Probe into Indian Health Projects Exposed Corruption: World Bank


Arun Kumar/IANS

Washington, Jun 10: Citing a large-scale review of projects in India' s health sector, a new World Bank report says it has helped it make significant headway in the fight against corruption during Fiscal Year 2008.

"The India Detailed Implementation Review (DIR) is not only about India," says the report by the World Bank Group's Integrity Vice Presidency (INT) which investigates allegations of fraud and corruption in Bank Group-supported activities.

"It has international implications and helps the Bank Group identify weaknesses and vulnerabilities in public procurement across its entire portfolio, to enhance the enabling environment."

"In response to the DIR, and in light of the Bank's strengthened the Governance and Anticorruption (GAC) Strategy, the Bank's South Asia region and Operations Policy and Country Services (OPCS) have developed a health sector-specific governance and anti-corruption reform agenda," the report, that was couched in the usual Bank officialese, said.

The report noted that completion of the review of projects in India's health sector had led to simultaneous implementation of the 18 recommendations of an Independent Review Panel, headed by former Federal Reserve Chairman Paul Volcker.

Since the release of the India DIR, the Bank has started to make other INT reports publicly available, as recommended by the Volcker Panel.

According to the report, Protecting Development's Potential: Fiscal Year 2008 Annual Integrity Report, the implementation of the Volcker Panel recommendations already has begun to dramatically improve the unit's value to the Bank and the Bank's ability to ensure that funds reach their intended beneficiaries.

"I am naturally gratified that the World Bank has adopted the recommendations of the Advisory Panel I chaired. Experience in the last few years has only re-emphasised the importance of dealing with corrupt practices around the world," said Volcker.
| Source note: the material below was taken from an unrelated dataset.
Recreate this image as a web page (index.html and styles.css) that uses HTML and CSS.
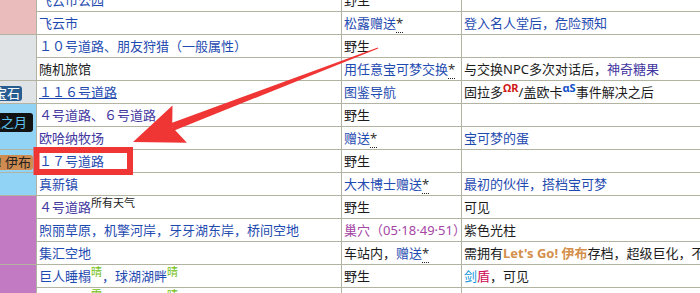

As a result of the Volcker Panel recommendations, INT now has an early warning system so that information gathered during investigations helps operational Bank staff make informed decisions about affected projects, the Bank said.

The new Preventive Services Unit helps raise awareness of fraud and corruption risks; provides practical tools, training and advice to Bank staff; and conducts research to distill lessons learned from investigations that are incorporated into future projects.
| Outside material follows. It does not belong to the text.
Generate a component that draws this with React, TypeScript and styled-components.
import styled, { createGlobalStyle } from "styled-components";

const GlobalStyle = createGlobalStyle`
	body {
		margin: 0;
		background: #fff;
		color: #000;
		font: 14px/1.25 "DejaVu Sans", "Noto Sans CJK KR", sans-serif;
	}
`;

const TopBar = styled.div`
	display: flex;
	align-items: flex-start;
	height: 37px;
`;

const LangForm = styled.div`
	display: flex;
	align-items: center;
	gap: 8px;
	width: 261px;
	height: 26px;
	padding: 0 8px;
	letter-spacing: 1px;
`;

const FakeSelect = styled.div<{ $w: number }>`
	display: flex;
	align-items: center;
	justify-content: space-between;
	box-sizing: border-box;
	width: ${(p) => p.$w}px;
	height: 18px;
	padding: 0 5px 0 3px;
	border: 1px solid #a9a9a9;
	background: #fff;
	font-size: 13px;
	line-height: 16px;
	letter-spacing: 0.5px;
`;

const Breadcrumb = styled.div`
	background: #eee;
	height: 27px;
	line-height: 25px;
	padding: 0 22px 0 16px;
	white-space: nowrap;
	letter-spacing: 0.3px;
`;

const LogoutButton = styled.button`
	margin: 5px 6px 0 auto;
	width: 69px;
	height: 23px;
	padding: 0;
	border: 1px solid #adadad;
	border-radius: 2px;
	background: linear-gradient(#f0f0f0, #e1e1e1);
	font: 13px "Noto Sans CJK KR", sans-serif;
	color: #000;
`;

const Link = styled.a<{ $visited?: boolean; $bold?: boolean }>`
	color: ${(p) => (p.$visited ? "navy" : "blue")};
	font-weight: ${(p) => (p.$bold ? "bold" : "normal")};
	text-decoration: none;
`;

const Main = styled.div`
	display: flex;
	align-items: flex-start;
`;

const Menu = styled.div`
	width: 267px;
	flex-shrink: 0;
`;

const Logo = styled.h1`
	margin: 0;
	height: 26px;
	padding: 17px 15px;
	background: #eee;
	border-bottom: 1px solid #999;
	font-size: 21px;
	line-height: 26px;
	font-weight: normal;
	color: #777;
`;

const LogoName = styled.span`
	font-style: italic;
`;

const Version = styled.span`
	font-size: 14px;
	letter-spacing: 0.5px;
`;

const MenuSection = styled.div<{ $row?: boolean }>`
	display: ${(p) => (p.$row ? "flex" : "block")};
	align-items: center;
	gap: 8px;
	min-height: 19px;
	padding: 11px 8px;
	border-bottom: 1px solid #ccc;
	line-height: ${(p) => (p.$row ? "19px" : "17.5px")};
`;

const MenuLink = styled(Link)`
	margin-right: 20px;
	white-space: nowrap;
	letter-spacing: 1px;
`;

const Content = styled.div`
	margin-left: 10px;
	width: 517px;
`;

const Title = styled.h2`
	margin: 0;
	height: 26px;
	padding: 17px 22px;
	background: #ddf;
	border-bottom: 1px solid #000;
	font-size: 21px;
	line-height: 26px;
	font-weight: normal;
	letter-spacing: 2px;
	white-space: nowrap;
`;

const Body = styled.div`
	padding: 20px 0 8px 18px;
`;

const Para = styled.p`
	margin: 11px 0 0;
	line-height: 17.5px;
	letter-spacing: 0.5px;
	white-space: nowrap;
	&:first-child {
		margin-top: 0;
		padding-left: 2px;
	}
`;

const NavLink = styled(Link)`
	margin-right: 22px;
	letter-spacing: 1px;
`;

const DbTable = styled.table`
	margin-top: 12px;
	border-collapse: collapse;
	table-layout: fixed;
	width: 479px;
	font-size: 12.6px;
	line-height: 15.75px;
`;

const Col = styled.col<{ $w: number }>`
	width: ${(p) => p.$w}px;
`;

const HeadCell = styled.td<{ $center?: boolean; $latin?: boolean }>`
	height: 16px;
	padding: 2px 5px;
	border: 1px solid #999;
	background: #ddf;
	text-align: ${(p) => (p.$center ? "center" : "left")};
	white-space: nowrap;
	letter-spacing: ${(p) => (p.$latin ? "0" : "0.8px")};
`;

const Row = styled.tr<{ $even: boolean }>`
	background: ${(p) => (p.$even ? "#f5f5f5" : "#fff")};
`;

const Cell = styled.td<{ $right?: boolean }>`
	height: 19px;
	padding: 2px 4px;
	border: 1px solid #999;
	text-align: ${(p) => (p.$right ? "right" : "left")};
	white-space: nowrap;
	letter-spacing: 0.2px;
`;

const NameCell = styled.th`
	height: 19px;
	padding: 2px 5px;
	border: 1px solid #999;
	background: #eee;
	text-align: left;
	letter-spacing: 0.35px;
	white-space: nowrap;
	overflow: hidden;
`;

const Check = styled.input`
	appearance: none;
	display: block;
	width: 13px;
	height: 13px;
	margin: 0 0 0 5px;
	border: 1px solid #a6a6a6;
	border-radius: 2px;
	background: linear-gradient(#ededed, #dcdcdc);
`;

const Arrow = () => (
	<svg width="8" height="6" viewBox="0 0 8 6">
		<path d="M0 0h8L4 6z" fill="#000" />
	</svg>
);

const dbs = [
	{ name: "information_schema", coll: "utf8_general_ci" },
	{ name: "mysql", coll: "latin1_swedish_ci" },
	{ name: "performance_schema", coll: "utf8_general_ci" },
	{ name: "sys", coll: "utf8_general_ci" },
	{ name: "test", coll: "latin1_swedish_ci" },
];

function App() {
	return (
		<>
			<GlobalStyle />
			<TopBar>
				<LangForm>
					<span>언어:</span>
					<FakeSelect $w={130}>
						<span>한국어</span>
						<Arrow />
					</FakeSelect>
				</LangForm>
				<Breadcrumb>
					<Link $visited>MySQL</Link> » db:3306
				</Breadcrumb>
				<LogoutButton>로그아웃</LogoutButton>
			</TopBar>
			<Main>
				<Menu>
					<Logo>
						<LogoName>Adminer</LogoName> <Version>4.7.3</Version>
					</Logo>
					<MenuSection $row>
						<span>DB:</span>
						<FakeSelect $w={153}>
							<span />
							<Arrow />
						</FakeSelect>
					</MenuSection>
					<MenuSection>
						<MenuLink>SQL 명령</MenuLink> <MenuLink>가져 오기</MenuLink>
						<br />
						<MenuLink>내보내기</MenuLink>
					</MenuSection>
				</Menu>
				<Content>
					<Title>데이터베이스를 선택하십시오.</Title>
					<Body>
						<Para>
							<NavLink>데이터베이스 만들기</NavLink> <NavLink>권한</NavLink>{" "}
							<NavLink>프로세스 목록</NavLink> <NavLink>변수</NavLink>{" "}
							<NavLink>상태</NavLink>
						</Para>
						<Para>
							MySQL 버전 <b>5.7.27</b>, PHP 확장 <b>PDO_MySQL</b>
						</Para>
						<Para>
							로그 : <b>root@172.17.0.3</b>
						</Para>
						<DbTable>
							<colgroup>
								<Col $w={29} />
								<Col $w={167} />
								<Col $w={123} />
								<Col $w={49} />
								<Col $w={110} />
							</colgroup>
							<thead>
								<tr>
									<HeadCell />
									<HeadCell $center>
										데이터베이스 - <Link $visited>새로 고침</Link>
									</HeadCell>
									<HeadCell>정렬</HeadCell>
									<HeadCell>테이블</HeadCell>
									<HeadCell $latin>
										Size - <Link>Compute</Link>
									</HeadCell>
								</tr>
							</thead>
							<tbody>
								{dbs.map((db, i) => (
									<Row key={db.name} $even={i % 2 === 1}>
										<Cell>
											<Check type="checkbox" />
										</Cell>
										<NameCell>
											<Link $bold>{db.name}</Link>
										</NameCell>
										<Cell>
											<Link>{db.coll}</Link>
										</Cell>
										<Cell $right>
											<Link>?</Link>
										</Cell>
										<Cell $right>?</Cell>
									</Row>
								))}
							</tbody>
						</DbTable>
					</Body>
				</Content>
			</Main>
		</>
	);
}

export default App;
With its Independent Advisory Board actively in place and the ongoing publication of redacted investigative reports on its website, INT has further increased its accountability structure and transparency.

The report also describes how the Bank holds wrongdoers accountable for fraud and corruption through the debarment of firms and individuals.

"The World Bank continues to take a strong stand against those who misuse funds intended for the poorest," said INT Vice President Leonard McCarthy. "Already in FY09 we've achieved significant results, with four times the number of debarments we had in FY08."